* INPUT RECORDS:
◇ ◇ ◇ ◇

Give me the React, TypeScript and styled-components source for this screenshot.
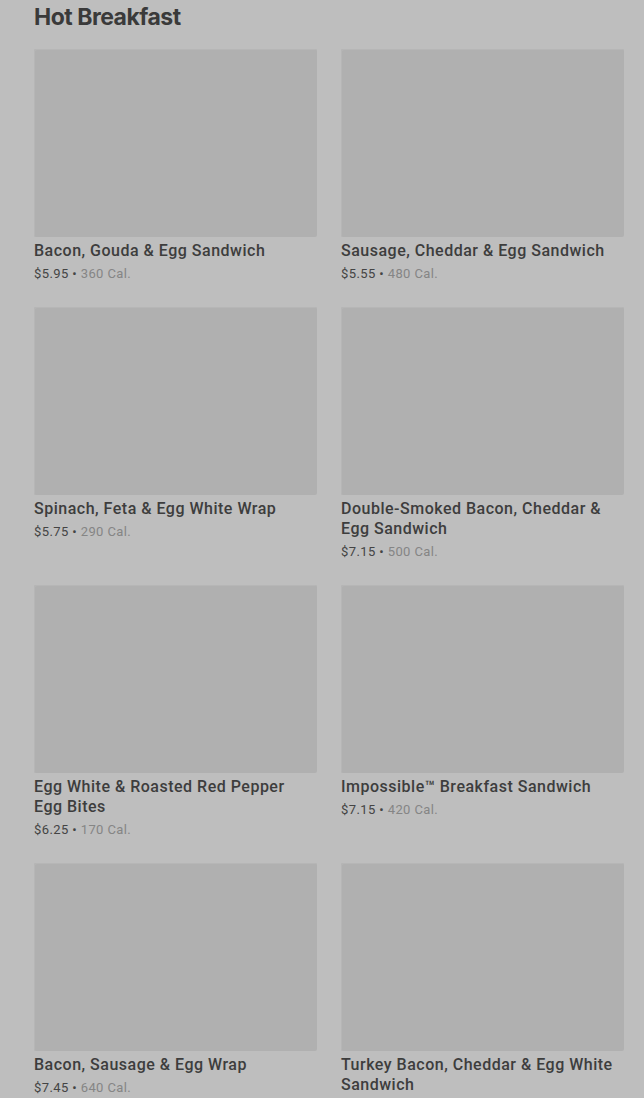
import React from "react";
import styled, { createGlobalStyle } from "styled-components";

const GlobalStyle = createGlobalStyle`
    html, body {
        margin: 0;
        padding: 0;
        background: #bebebe;
    }
    body {
        font-family: Roboto, "Liberation Sans", sans-serif;
    }
`;

const Page = styled("section")`
    padding: 0 20px 0 34px;
    height: 1098px;
    overflow: hidden;
`;

const Heading = styled("h2")`
    margin: 0;
    padding-top: 3px;
    height: 46px;
    font-family: Inter, "Liberation Sans", sans-serif;
    font-weight: 700;
    font-size: 23px;
    line-height: 28px;
    letter-spacing: -0.5px;
    color: #3a3a3a;
`;

const Grid = styled("div")`
    display: grid;
    grid-template-columns: 283px 283px;
    column-gap: 24px;
    row-gap: 24px;
`;

const Card = styled("div")`
    display: flex;
    flex-direction: column;
`;

const Photo = styled("div")`
    height: 188px;
    background: #b0b0b0;
    border-radius: 2px;
    box-shadow: inset 1px 1px 0 #b6b6b6;
`;

const Name = styled("div")`
    margin-top: 4px;
    font-size: 16px;
    font-weight: 500;
    line-height: 20px;
    color: #3d3d3d;
    letter-spacing: 0.5px;
`;

const Meta = styled("div")`
    margin-top: 4px;
    font-size: 13px;
    line-height: 18px;
    letter-spacing: 0.4px;
    color: #444;
`;

const Calories = styled("span")`
    color: #858585;
`;

type Item = {
    name: string;
    price: string;
    cal: number;
};

const items: Item[] = [
    { name: "Bacon, Gouda & Egg Sandwich", price: "$5.95", cal: 360 },
    { name: "Sausage, Cheddar & Egg Sandwich", price: "$5.55", cal: 480 },
    { name: "Spinach, Feta & Egg White Wrap", price: "$5.75", cal: 290 },
    { name: "Double-Smoked Bacon, Cheddar & Egg Sandwich", price: "$7.15", cal: 500 },
    { name: "Egg White & Roasted Red Pepper Egg Bites", price: "$6.25", cal: 170 },
    { name: "Impossible™ Breakfast Sandwich", price: "$7.15", cal: 420 },
    { name: "Bacon, Sausage & Egg Wrap", price: "$7.45", cal: 640 },
    { name: "Turkey Bacon, Cheddar & Egg White Sandwich", price: "$5.25", cal: 230 },
];

const App = () => (
    <>
        <GlobalStyle />
        <Page>
            <Heading>Hot Breakfast</Heading>
            <Grid>
                {items.map((item) => (
                    <Card key={item.name}>
                        <Photo />
                        <Name>{item.name}</Name>
                        <Meta>
                            {item.price} • <Calories>{item.cal} Cal.</Calories>
                        </Meta>
                    </Card>
                ))}
            </Grid>
        </Page>
    </>
);

export default App;
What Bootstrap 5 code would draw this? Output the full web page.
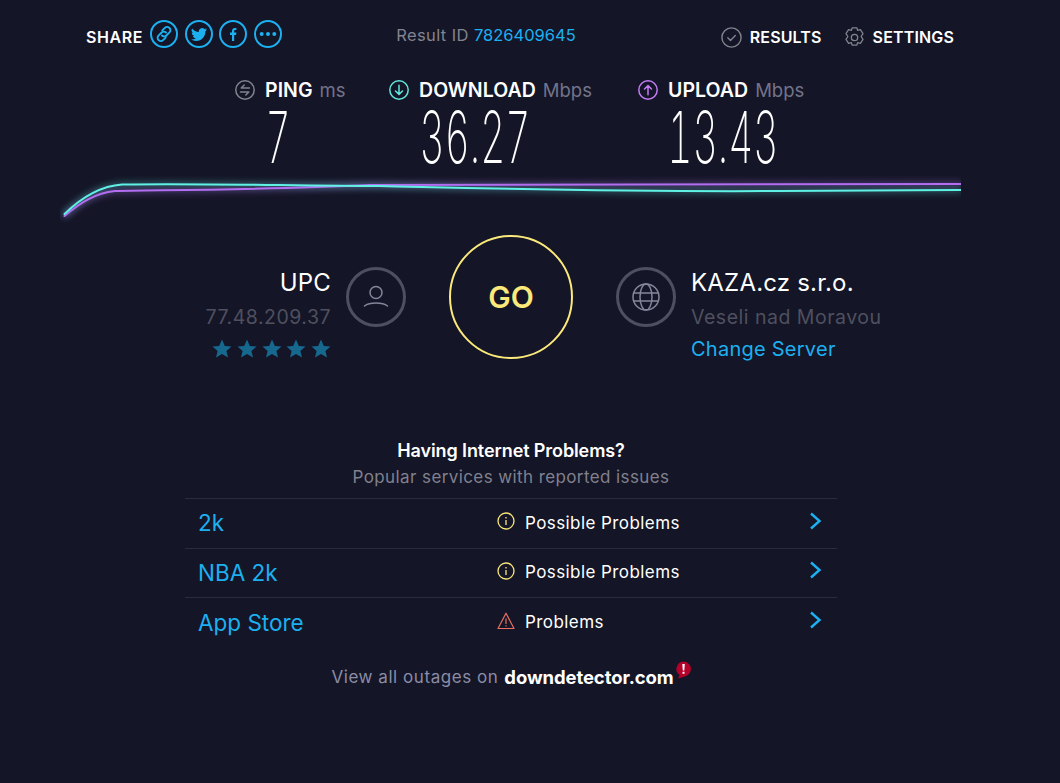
<!DOCTYPE html>
<html lang="en">
<head>
  <meta charset="UTF-8">
  <title>Speedtest</title>
  <link href="https://cdn.jsdelivr.net/npm/bootstrap@5.3.0/dist/css/bootstrap.min.css" rel="stylesheet">
  <style>
    body { background: #141526; color: #fff; font-family: Inter, "Liberation Sans", sans-serif; height: 783px; overflow: hidden; }
    svg { display: block; flex: none; }
    .top-bar { padding: 20px 106px 0 86px; height: 80px; }
    .top-label { font-size: 16px; font-weight: 600; letter-spacing: .15px; }
    .top-right { margin-top: 5px; }
    .share-label { margin-top: 5px; letter-spacing: .6px; }
    .share-icons { gap: 6.7px; margin-left: 7px; }
    .result-id { margin-left: 114px; font-size: 16.5px; color: #82838f; line-height: 30px; letter-spacing: .4px; }
    .cyan-link { color: #1cb0f0; text-decoration: none; }
    .result-id .cyan-link { letter-spacing: 0; }
    .metrics { padding-left: 235px; height: 90px; }
    .metric-head { font-size: 19.5px; font-weight: 600; letter-spacing: .05px; line-height: 20px; height: 20px; white-space: nowrap; gap: 10px; }
    .metric-head span { color: #72738a; font-weight: 400; letter-spacing: 0; font-size: 18.5px; margin-left: 2px; }
    .metric-value { font-weight: 200; font-size: 72px; line-height: 62px; margin-top: 6px; color: #fff; transform: scaleX(.54); justify-content: center; display: flex; font-variant-numeric: tabular-nums; }
    .metric-ping { width: 109px; margin-right: 45px; }
    .metric-down { width: 203px; margin-right: 46px; }
    .metric-up { width: 165px; }
    .graph { margin-top: -5px; height: 60px; }
    .server-row { display: grid; grid-template-columns: 1fr auto 1fr; width: 1022px; margin-top: 10px; column-gap: 43px; align-items: center; height: 124px; }
    .round-icon { width: 60px; height: 60px; border: 3px solid #4e4f60; border-radius: 50%; }
    .go-btn { width: 124px; height: 124px; border: 2px solid #fbe97b; border-radius: 50%; color: #fbe97b; font-size: 30px; font-weight: 600; background: none; }
    .srv-gap { gap: 15px; }
    .srv-text { line-height: 32px; white-space: nowrap; margin-top: 19px; margin-bottom: -19px; }
    .srv-name { font-size: 24px; font-weight: 400; height: 34px; letter-spacing: .2px; }
    .srv-sub { font-size: 19.5px; color: #4f505f; height: 32px; letter-spacing: .5px; }
    .srv-link { font-size: 20px; line-height: 32px; letter-spacing: .25px; }
    .stars { height: 32px; }
    .problems { width: 652px; margin: 80px 0 0 185px; }
    .prob-title { font-size: 18px; font-weight: 600; line-height: 24px; letter-spacing: -.1px; }
    .prob-sub { font-size: 17px; color: #80818e; line-height: 24px; margin-top: 2px; letter-spacing: .4px; margin-bottom: 9px; }
    .prob-list { border-top: 1px solid #2a2b3b; }
    .prob-row { background: transparent; color: #fff; border-color: #2a2b3b; height: 49.6px; padding: 0 15px 0 13px; }
    .prob-name { width: 299px; font-size: 22.5px; color: #1cb0f0; }
    .prob-status { font-size: 17px; letter-spacing: .42px; font-weight: 400; }
    .prob-status svg { margin: -4px 10px 0 0; }
    .prob-arrow { margin-top: -5px; }
    .prob-foot { margin-top: 16px; font-size: 17px; color: #8b8ca6; letter-spacing: .55px; }
    .prob-foot strong { font-size: 18.5px; color: #fff; font-weight: 700; letter-spacing: -.1px; margin-left: 2px; }
    .dd-mark { margin: -16px 0 0 -3px; }
  </style>
</head>
<body>
  <div class="top-bar d-flex">
    <div class="d-flex align-items-start">
      <a class="top-label share-label text-white text-decoration-none">SHARE</a>
      <div class="share-icons d-flex">
        <svg width="28" height="28" viewBox="0 0 28 28" fill="none" stroke="#1cb0f0" stroke-width="2"><circle cx="14" cy="14" r="13"/><g stroke-width="1.9" stroke-linecap="round"><path d="M12.3 10.4l2.6-2.6a3.1 3.1 0 0 1 4.4 0l.2.2a3.1 3.1 0 0 1 0 4.4l-3.1 3.1a3.1 3.1 0 0 1-4.4 0"/><path d="M15.7 17.6l-2.6 2.6a3.1 3.1 0 0 1-4.4 0l-.2-.2a3.1 3.1 0 0 1 0-4.4l3.1-3.1a3.1 3.1 0 0 1 4.4 0"/></g></svg>
        <svg width="28" height="28" viewBox="0 0 28 28" fill="none" stroke="#1cb0f0" stroke-width="2"><circle cx="14" cy="14" r="13"/><svg x="6" y="6" width="16" height="16" viewBox="0 0 16 16"><path fill="#1cb0f0" stroke="none" d="M5.026 15c6.038 0 9.341-5.003 9.341-9.334 0-.14 0-.282-.006-.422A6.685 6.685 0 0 0 16 3.542a6.658 6.658 0 0 1-1.889.518 3.301 3.301 0 0 0 1.447-1.817 6.533 6.533 0 0 1-2.087.793A3.286 3.286 0 0 0 7.875 6.03a9.325 9.325 0 0 1-6.767-3.429 3.289 3.289 0 0 0 1.018 4.382A3.323 3.323 0 0 1 .64 6.575v.045a3.288 3.288 0 0 0 2.632 3.218 3.203 3.203 0 0 1-.865.115 3.23 3.23 0 0 1-.614-.057 3.283 3.283 0 0 0 3.067 2.277A6.588 6.588 0 0 1 .78 13.58a6.32 6.32 0 0 1-.78-.045A9.344 9.344 0 0 0 5.026 15z"/></svg></svg>
        <svg width="28" height="28" viewBox="0 0 28 28" fill="none" stroke="#1cb0f0" stroke-width="2"><circle cx="14" cy="14" r="13"/><path fill="#1cb0f0" stroke="none" d="M13 21v-6h-2v-2.4h2v-1.7c0-2 1.2-3 2.9-3 .8 0 1.3.1 1.5.1v2.1h-1.1c-.9 0-1.1.5-1.1 1.1v1.4h2.2l-.3 2.4h-1.9v6z"/></svg>
        <svg width="28" height="28" viewBox="0 0 28 28" fill="none" stroke="#1cb0f0" stroke-width="2"><circle cx="14" cy="14" r="13"/><g fill="#1cb0f0" stroke="none"><circle cx="7.7" cy="14" r="2"/><circle cx="14" cy="14" r="2"/><circle cx="20.3" cy="14" r="2"/></g></svg>
      </div>
    </div>
    <div class="result-id">Result ID <a class="cyan-link">7826409645</a></div>
    <div class="ms-auto d-flex align-items-center align-self-start gap-2 top-label top-right">
      <svg width="21" height="21" viewBox="0 0 21 21" fill="none" stroke="#82838f" stroke-width="1.4"><circle cx="10.5" cy="10.5" r="9.6"/><path d="M6.8 10.8l2.7 2.6 4.8-5" stroke-linecap="round" stroke-linejoin="round"/></svg>
      <span>RESULTS</span>
      <svg style="margin-left:14px" width="21" height="21" viewBox="0 0 21 21" fill="none" stroke="#82838f" stroke-width="1.3" stroke-linejoin="round"><path d="M8.1.8h4.800l.7 2.600 2.800-.8 2.600 4-1.900 2.900 1.900 2.900-2.600 4-2.800-.8-.7 2.600H8.100l-.7-2.600-2.800.8-2.600-4 1.900-2.900-1.900-2.900 2.600-4 2.800.8z"/><circle cx="10.500" cy="10.500" r="3.200"/></svg>
      <span>SETTINGS</span>
    </div>
  </div>

  <div class="metrics d-flex">
    <div class="metric-ping">
      <div class="metric-head d-flex align-items-center"><svg width="20" height="20" viewBox="0 0 20 20" fill="none" stroke="#82838f" stroke-width="1.5"><circle cx="10" cy="10" r="9.2"/><path d="M14.5 8H6.2l3-3M5.500 12h8.300l-3 3" stroke-linecap="round" stroke-linejoin="round"/></svg><div>PING <span>ms</span></div></div>
      <div class="metric-value" style="width:86px">7</div>
    </div>
    <div class="metric-down">
      <div class="metric-head d-flex align-items-center"><svg width="20" height="20" viewBox="0 0 20 20" fill="none" stroke="#5fe6da" stroke-width="1.5"><circle cx="10" cy="10" r="9.2"/><path d="M10 5.200v9M6.500 11l3.500 3.400L13.500 11" stroke-linecap="round" stroke-linejoin="round"/></svg><div>DOWNLOAD <span>Mbps</span></div></div>
      <div class="metric-value" style="width:172px">36.27</div>
    </div>
    <div class="metric-up">
      <div class="metric-head d-flex align-items-center"><svg width="20" height="20" viewBox="0 0 20 20" fill="none" stroke="#c17cf5" stroke-width="1.5"><circle cx="10" cy="10" r="9.2"/><path d="M10 14.800v-9M6.500 9L10 5.600 13.500 9" stroke-linecap="round" stroke-linejoin="round"/></svg><div>UPLOAD <span>Mbps</span></div></div>
      <div class="metric-value" style="width:170px">13.43</div>
    </div>
  </div>

  <div class="graph">
    <svg width="1060" height="60" viewBox="0 165 1060 60" fill="none">
      <defs>
        <filter id="glow" x="-5%" y="-200%" width="110%" height="500%"><feGaussianBlur stdDeviation="3.5"/></filter>
        <clipPath id="graphClip"><rect x="60" y="165" width="901" height="60"/></clipPath>
      </defs>
      <g clip-path="url(#graphClip)" stroke-linecap="round">
        <path d="M64.500 216C80 203 95 193 115 191C150 190 260 190 370 185C480 183 700 184 961 184" stroke="#b26df0" stroke-width="4" opacity=".45" filter="url(#glow)"/>
        <path d="M64.500 214C82 197 100 186 122 184.500C200 183 300 186 380 186C470 188 600 192 780 191C860 190 910 190 961 190" stroke="#5ff2e4" stroke-width="4" opacity=".4" filter="url(#glow)"/>
        <path d="M64.500 216C80 203 95 193 115 191C150 190 260 190 370 185C480 183 700 184 961 184" stroke="#b26df0" stroke-width="2"/>
        <path d="M64.500 214C82 197 100 186 122 184.500C200 183 300 186 380 186C470 188 600 192 780 191C860 190 910 190 961 190" stroke="#5ff2e4" stroke-width="2"/>
      </g>
    </svg>
  </div>

  <div class="server-row">
    <div class="d-flex justify-content-end align-items-center srv-gap">
      <div class="srv-text text-end">
        <div class="srv-name">UPC</div>
        <div class="srv-sub">77.48.209.37</div>
        <div class="stars d-flex justify-content-end align-items-center">
          <svg width="119" height="20" viewBox="0 0 119 20" fill="#17688f"><defs><path id="st" d="M10 .5l2.800 6.500 6.700.5-5.100 4.400 1.600 6.700L10 15l-6 3.600 1.600-6.700L.5 7.500 7.200 7z"/></defs><use href="#st"/><use href="#st" x="25"/><use href="#st" x="50"/><use href="#st" x="74"/><use href="#st" x="99"/></svg>
        </div>
      </div>
      <div class="round-icon d-flex align-items-center justify-content-center">
        <svg width="28" height="28" viewBox="0 0 28 28" fill="none" stroke="#85869a" stroke-width="1.500" stroke-linecap="round"><circle cx="14" cy="9.500" r="6"/><path d="M2.500 23c3-2.400 7-3 11.500-3s8.500.6 11.500 3"/></svg>
      </div>
    </div>
    <button class="go-btn d-flex align-items-center justify-content-center p-0">GO</button>
    <div class="d-flex align-items-center srv-gap">
      <div class="round-icon d-flex align-items-center justify-content-center">
        <svg width="28" height="28" viewBox="0 0 28 28" fill="none" stroke="#85869a" stroke-width="1.500"><circle cx="14" cy="14" r="13"/><ellipse cx="14" cy="14" rx="6" ry="13"/><path d="M1.500 10h25M1.500 18h25"/></svg>
      </div>
      <div class="srv-text">
        <div class="srv-name">KAZA.cz s.r.o.</div>
        <div class="srv-sub">Veseli nad Moravou</div>
        <a class="srv-link cyan-link">Change Server</a>
      </div>
    </div>
  </div>

  <div class="problems text-center">
    <div class="prob-title">Having Internet Problems?</div>
    <div class="prob-sub">Popular services with reported issues</div>
    <div class="prob-list list-group list-group-flush text-start">
      <div class="prob-row list-group-item d-flex align-items-center">
        <div class="prob-name">2k</div>
        <div class="prob-status d-flex align-items-center"><svg width="18" height="18" viewBox="0 0 18 18" fill="none" stroke="#fbe97b" stroke-width="1.300"><circle cx="9" cy="9" r="8"/><path d="M9 8v5M9 5v1.400"/></svg>Possible Problems</div>
        <svg class="prob-arrow ms-auto" width="13" height="18" viewBox="0 0 13 18" fill="none" stroke="#1cb0f0" stroke-width="2.400"><path d="M2 1.500L10.500 9 2 16.500"/></svg>
      </div>
      <div class="prob-row list-group-item d-flex align-items-center">
        <div class="prob-name">NBA 2k</div>
        <div class="prob-status d-flex align-items-center"><svg width="18" height="18" viewBox="0 0 18 18" fill="none" stroke="#fbe97b" stroke-width="1.300"><circle cx="9" cy="9" r="8"/><path d="M9 8v5M9 5v1.400"/></svg>Possible Problems</div>
        <svg class="prob-arrow ms-auto" width="13" height="18" viewBox="0 0 13 18" fill="none" stroke="#1cb0f0" stroke-width="2.400"><path d="M2 1.500L10.500 9 2 16.500"/></svg>
      </div>
      <div class="prob-row list-group-item d-flex align-items-center">
        <div class="prob-name">App Store</div>
        <div class="prob-status d-flex align-items-center"><svg width="18" height="18" viewBox="0 0 18 18" fill="none" stroke="#e8715f" stroke-width="1.200" stroke-linejoin="round"><path d="M9 1.200L17 16.500H1z"/><path d="M9 6.500v5.500M9 13.300v1.300"/></svg>Problems</div>
        <svg class="prob-arrow ms-auto" width="13" height="18" viewBox="0 0 13 18" fill="none" stroke="#1cb0f0" stroke-width="2.400"><path d="M2 1.500L10.500 9 2 16.500"/></svg>
      </div>
    </div>
    <div class="prob-foot d-flex justify-content-center align-items-center gap-1">
      <span>View all outages on</span> <strong>downdetector.com</strong>
      <svg class="dd-mark" width="16" height="18" viewBox="0 0 16 18"><path fill="#b5002a" d="M8.500.5a7.500 7.500 0 0 1 2 14.700L3 17.500l1.600-3.400A7.500 7.500 0 0 1 8.500.5z"/><path fill="#fff" d="M7.300 3h2.500L9.300 9.500H7.800zM7.500 10.700h2v2h-2z"/></svg>
    </div>
  </div>
</body>
</html>
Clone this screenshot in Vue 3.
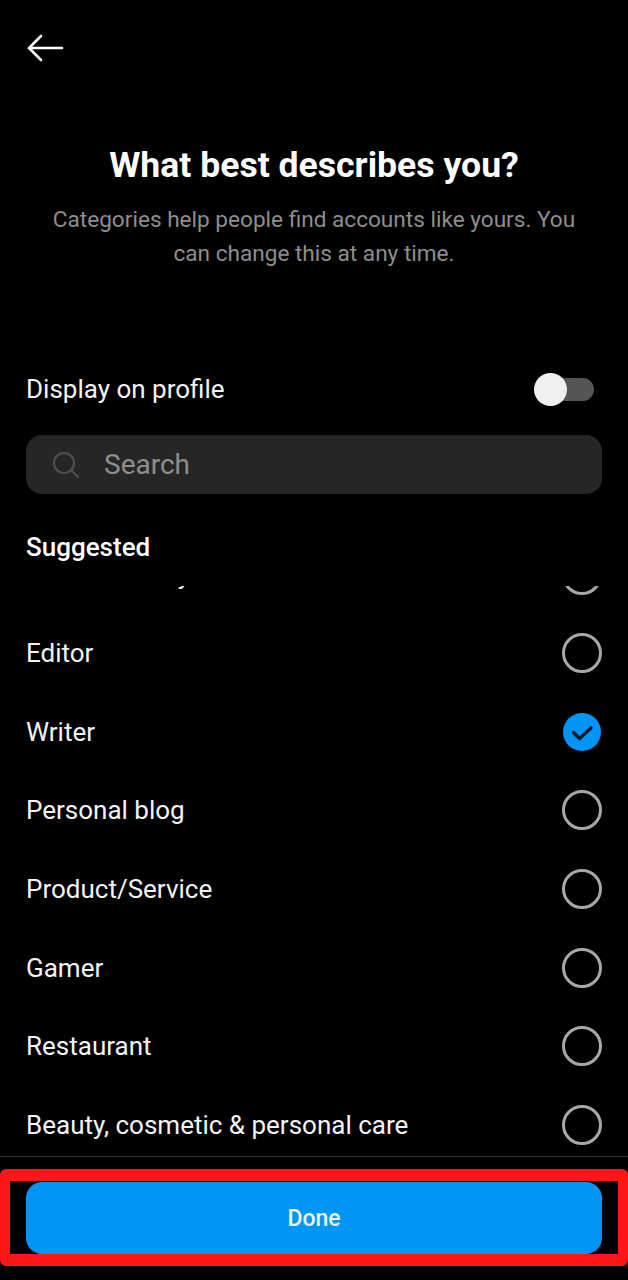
<template>
  <div class="screen">
    <header class="top">
      <svg class="back" width="38" height="30" viewBox="0 0 38 30" fill="none">
        <path d="M36 15H3M15 3L3 15l12 12" stroke="#fff" stroke-width="2.6" stroke-linejoin="miter" stroke-linecap="round" />
      </svg>
    </header>

    <section class="intro">
      <h1 class="intro__title">What best describes you?</h1>
      <p class="intro__text">Categories help people find accounts like yours. You can change this at any time.</p>
    </section>

    <div class="display">
      <span>Display on profile</span>
      <div class="toggle"><div class="toggle__knob"></div></div>
    </div>

    <div class="search">
      <svg width="28" height="28" viewBox="0 0 28 28" fill="none">
        <circle cx="12" cy="12" r="10" stroke="#4f4f4f" stroke-width="2.2" />
        <path d="M19.5 19.5L26 26" stroke="#4f4f4f" stroke-width="2.2" stroke-linecap="round" />
      </svg>
      <span>Search</span>
    </div>

    <h2 class="suggested">Suggested</h2>

    <div class="list">
      <div class="list__inner">
        <div v-for="item in items" :key="item" class="row">
          <span>{{ item }}</span>
          <svg v-if="item === selected" class="radio" width="40" height="40" viewBox="0 0 40 40" fill="none">
            <circle cx="20" cy="20" r="19" fill="#0095f6" />
            <path d="M11.5 20.5l6 6 11.5-10.5" stroke="#0b1a2a" stroke-width="3.4" stroke-linecap="round" stroke-linejoin="round" />
          </svg>
          <div v-else class="radio radio--empty"></div>
        </div>
      </div>
    </div>

    <footer class="footer">
      <button class="done">Done</button>
      <div class="highlight"></div>
    </footer>
  </div>
</template>

<script setup>
const selected = 'Writer'

const items = [
  'Health/beauty',
  'Editor',
  'Writer',
  'Personal blog',
  'Product/Service',
  'Gamer',
  'Restaurant',
  'Beauty, cosmetic & personal care',
]
</script>

<style>
html,
body {
  background: #000;
}
</style>

<style scoped>
.screen {
  width: 628px;
  height: 1280px;
  background: #000;
  color: #fff;
  font-family: Roboto, "Liberation Sans", sans-serif;
  overflow: hidden;
}

.top {
  height: 64px;
  padding: 33px 0 0 26px;
  box-sizing: border-box;
}

.back {
  display: block;
}

.intro {
  margin-top: 78px;
  padding: 0 40px;
  text-align: center;
}

.intro__title {
  margin: 0;
  font-size: 35.6px;
  line-height: 46px;
  font-weight: 700;
}

.intro__text {
  margin: 15px 0 0;
  font-size: 22.6px;
  line-height: 34px;
  color: #8e8e8e;
}

.display {
  margin-top: 98px;
  padding: 0 34px 0 26px;
  height: 40px;
  display: flex;
  align-items: center;
  justify-content: space-between;
  font-size: 26px;
  color: #f4f4f4;
}

.toggle {
  position: relative;
  width: 60px;
  height: 23px;
  border-radius: 12px;
  background: #555;
}

.toggle__knob {
  position: absolute;
  left: 0;
  top: -5px;
  width: 33px;
  height: 33px;
  border-radius: 50%;
  background: #efefef;
}

.search {
  margin: 26px 26px 0;
  height: 59px;
  border-radius: 16px;
  background: #262626;
  padding-left: 26px;
  display: flex;
  align-items: center;
  gap: 24px;
  font-size: 28px;
  color: #8e8e8e;
}

.suggested {
  margin: 35px 26px 0;
  font-size: 26px;
  line-height: 36px;
  font-weight: 500;
}

.list {
  margin-top: 21px;
  height: 570px;
  overflow: hidden;
}

.list__inner {
  margin-top: -50.6px;
}

.row {
  height: 78.6px;
  padding: 0 26px;
  display: flex;
  align-items: center;
  justify-content: space-between;
  font-size: 26px;
  color: #f4f4f4;
}

.radio {
  width: 40px;
  height: 40px;
  box-sizing: border-box;
  flex: none;
}

.radio--empty {
  border: 3px solid #a8a8a8;
  border-radius: 50%;
}

.footer {
  position: relative;
  height: 125px;
  border-top: 1px solid #363636;
  padding: 25px 26px 0;
  box-sizing: border-box;
}

.done {
  display: block;
  width: 100%;
  height: 72px;
  border: none;
  border-radius: 16px;
  background: #0095f6;
  color: #eaf6ff;
  font-family: inherit;
  font-size: 23px;
  font-weight: 500;
}

/* red marker box lying over the footer */
.highlight {
  position: absolute;
  left: 0;
  right: 0;
  top: 12px;
  height: 97px;
  box-sizing: border-box;
  border: solid #ff1616;
  border-width: 12px 10px;
  border-radius: 6px;
}
</style>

◇ ◇ ◇ ◇

* YOUR INSTRUCTIONS: Copy and report every line where the word "What" is present.

* THE RESPONSE:
What Bootstrap 5 code would draw this? Output the full web page.
      <h1 class="intro__title">What best describes you?</h1>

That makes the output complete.